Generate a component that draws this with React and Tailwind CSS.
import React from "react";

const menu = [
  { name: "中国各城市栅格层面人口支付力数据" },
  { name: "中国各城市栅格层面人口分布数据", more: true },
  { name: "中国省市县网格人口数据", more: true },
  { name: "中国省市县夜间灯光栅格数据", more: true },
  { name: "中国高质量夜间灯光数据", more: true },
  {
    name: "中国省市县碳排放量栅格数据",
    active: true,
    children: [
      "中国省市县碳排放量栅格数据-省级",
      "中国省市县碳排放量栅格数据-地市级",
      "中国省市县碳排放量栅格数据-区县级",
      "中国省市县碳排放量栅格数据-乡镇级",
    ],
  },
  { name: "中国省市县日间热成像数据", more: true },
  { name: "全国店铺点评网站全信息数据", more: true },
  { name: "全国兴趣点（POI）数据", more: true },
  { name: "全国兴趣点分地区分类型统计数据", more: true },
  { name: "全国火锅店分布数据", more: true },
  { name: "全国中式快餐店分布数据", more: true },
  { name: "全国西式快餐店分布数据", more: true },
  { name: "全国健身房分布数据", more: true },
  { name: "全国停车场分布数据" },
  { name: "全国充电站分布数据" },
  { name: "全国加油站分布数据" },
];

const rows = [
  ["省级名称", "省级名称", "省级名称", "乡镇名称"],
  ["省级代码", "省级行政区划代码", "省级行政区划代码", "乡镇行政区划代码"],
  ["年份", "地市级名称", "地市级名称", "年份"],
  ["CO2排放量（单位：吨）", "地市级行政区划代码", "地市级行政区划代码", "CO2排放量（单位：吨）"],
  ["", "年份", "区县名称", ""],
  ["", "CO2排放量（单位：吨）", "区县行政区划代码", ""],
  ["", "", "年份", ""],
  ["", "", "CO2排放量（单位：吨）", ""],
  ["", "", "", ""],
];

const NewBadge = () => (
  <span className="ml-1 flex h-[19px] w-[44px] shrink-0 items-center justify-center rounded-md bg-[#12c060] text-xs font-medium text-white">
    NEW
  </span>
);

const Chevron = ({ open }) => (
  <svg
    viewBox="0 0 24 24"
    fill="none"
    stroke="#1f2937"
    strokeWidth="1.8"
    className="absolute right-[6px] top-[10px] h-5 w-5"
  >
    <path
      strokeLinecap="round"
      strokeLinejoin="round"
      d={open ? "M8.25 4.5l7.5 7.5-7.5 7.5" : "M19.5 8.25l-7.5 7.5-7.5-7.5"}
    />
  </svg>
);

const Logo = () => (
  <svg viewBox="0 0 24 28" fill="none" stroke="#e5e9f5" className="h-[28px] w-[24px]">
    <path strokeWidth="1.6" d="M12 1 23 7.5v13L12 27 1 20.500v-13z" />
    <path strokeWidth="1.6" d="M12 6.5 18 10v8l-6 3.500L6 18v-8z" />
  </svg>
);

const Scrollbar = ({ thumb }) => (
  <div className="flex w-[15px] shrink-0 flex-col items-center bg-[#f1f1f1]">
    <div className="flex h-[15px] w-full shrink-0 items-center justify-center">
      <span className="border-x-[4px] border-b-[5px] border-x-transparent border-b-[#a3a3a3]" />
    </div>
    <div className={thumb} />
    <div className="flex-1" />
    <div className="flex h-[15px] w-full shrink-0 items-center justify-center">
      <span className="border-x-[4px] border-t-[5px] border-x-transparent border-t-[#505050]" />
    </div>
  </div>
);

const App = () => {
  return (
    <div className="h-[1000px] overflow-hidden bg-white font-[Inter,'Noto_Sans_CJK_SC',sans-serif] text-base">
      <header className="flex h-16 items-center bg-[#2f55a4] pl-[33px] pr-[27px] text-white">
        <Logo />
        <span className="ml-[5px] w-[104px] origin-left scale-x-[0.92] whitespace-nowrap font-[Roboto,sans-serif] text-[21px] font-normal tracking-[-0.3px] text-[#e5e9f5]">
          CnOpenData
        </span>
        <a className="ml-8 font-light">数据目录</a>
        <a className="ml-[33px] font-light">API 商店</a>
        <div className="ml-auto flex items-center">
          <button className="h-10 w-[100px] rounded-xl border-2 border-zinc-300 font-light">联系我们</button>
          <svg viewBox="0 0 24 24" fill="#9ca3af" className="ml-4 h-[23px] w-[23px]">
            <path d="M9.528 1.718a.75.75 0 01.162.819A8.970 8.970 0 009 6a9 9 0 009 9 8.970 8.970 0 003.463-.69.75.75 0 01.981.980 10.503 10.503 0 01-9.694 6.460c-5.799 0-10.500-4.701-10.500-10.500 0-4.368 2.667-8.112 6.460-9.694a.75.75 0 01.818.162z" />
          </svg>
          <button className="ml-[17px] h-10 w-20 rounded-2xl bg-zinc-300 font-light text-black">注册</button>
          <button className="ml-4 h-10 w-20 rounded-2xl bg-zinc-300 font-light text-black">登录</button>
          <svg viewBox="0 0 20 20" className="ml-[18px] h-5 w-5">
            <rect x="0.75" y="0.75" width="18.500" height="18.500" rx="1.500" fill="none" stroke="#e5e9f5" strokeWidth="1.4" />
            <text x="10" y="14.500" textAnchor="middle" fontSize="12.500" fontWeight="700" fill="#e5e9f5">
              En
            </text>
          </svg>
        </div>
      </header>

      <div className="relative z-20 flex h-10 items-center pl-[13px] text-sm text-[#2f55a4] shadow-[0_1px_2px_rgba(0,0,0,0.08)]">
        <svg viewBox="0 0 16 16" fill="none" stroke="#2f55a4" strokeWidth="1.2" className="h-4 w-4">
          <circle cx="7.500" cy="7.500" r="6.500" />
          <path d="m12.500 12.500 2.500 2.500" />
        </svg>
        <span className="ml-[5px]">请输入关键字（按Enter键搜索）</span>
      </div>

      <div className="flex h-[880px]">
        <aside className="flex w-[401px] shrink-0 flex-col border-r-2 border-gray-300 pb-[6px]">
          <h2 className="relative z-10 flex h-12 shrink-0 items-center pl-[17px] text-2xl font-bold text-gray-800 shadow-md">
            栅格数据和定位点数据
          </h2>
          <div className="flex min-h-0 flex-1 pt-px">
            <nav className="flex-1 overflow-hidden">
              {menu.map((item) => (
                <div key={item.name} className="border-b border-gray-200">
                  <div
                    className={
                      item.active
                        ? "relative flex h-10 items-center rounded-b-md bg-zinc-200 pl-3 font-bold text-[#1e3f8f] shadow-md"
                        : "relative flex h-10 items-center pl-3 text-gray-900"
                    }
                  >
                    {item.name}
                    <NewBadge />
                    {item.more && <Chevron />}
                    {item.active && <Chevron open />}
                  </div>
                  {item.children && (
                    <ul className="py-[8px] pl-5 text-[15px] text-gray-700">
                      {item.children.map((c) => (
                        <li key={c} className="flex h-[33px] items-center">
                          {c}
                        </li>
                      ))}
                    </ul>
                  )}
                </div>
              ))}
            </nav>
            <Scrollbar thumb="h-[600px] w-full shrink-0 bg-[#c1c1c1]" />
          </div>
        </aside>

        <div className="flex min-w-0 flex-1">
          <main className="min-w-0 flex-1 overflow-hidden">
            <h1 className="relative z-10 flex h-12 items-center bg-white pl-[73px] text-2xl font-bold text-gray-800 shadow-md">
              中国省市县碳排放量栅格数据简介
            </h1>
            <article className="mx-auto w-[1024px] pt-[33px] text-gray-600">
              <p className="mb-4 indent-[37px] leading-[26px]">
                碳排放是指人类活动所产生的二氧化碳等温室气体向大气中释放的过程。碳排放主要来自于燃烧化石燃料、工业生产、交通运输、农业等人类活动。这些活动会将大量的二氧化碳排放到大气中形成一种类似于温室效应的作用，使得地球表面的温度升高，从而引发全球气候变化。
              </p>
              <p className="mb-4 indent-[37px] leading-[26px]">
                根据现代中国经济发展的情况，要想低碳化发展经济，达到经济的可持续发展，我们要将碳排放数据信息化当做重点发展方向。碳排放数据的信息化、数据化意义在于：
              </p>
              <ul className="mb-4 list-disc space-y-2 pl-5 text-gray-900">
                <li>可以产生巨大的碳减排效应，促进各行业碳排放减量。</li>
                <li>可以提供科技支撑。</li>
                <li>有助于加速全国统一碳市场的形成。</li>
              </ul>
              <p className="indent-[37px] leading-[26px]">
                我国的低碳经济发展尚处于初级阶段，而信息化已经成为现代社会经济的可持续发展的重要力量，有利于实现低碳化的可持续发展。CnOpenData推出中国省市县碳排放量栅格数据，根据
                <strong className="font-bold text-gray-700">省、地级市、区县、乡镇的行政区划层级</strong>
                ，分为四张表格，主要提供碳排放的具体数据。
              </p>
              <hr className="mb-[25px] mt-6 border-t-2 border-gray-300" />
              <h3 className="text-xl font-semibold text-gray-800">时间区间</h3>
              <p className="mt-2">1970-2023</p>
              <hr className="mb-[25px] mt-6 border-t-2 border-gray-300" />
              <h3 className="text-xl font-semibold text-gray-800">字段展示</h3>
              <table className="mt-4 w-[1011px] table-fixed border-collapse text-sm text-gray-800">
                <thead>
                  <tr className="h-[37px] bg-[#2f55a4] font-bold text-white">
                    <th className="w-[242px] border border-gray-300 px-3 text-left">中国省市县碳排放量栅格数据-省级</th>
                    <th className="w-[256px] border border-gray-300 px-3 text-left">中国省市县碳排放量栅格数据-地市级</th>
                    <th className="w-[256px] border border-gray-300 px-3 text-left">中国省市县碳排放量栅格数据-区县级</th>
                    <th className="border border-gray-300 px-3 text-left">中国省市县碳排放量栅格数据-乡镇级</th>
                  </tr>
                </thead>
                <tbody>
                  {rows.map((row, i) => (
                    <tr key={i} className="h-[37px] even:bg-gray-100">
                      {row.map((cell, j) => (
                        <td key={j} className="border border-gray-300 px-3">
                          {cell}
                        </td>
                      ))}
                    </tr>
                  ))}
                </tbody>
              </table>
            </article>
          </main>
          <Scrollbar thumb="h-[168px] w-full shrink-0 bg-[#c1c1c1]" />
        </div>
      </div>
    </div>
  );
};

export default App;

★ ★ ★ ★

TASK DESCRIPTION:
Extract each line from the listing that holds the word "React".

REPLY:
Generate a component that draws this with React and Tailwind CSS.
import React from "react";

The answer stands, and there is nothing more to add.